Il est également vrai que si l'augmentation des émissions de gaz à effet de serre par la Chine et l'Inde se prolonge, cela annulera l'effet des mesures appliquées par les pays industrialisés. Si ce n'est cette année, l'année prochaine, la Chine dépassera les USA pour devenir le premier émetteur mondial de gaz à effet de serre, en volume total bien entendu (et non pas par habitant). Selon Fatih Birol, économiste en chef de l'Agence internationale de l'énergie, dans 25 ans les émissions de la Chine pourraient représenter le double de celles des USA, de l'Europe et du Japon réunis.
Pourtant, il existe une solution à la fois équitable et simple :
- Evaluer la quantité totale de gaz à effet de serre qui peut être produite sans entraîner une augmentation de la température moyenne de la Terre supérieure à 2°C, valeur au-delà de laquelle le réchauffement climatique peut devenir extrêmement dangereux.
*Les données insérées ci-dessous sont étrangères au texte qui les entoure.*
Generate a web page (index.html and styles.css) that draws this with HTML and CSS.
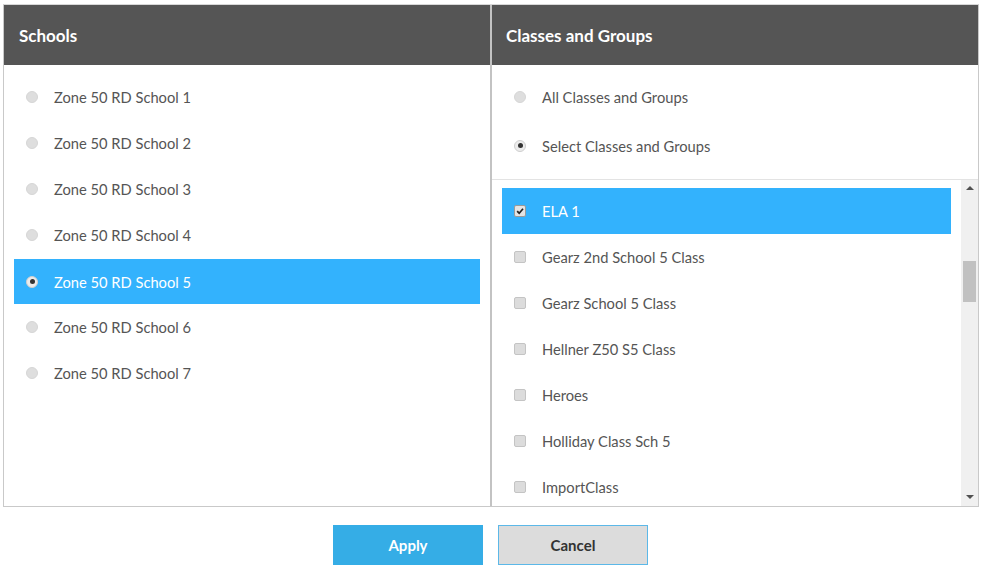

- Diviser cette quantité par la population mondiale, de manière à déterminer cette quantité par habitant.
- Attribuer à chaque pays un quota d'émission correspondant à cette quantité par habitant multiplié par le chiffre de sa population.
- Permettre aux pays qui ont besoin d'un plus grand quota d'en acheter à ceux qui émettent moins que leur quota.
On ne peut nier le caractère équitable de cette proposition qui attribue à chaque individu le droit d'émettre la même quantité de gaz à effet de serre. Pourquoi certaines personnes auraient-elles droit de polluer davantage l'atmosphère que d'autres ?
Cette proposition est non seulement équitable, mais elle est aussi avantageuse pour tous. Elle incite les pays en voie de développement à accepter des quotas, car si leur émission par habitant est faible, ils pourront revendre leur droit d'émission aux pays industrialisés. Ces derniers sont aussi gagnants, car ils pourront tout à la fois réduire leur émission et acheter des droits d'émission aux pays en voie de développement.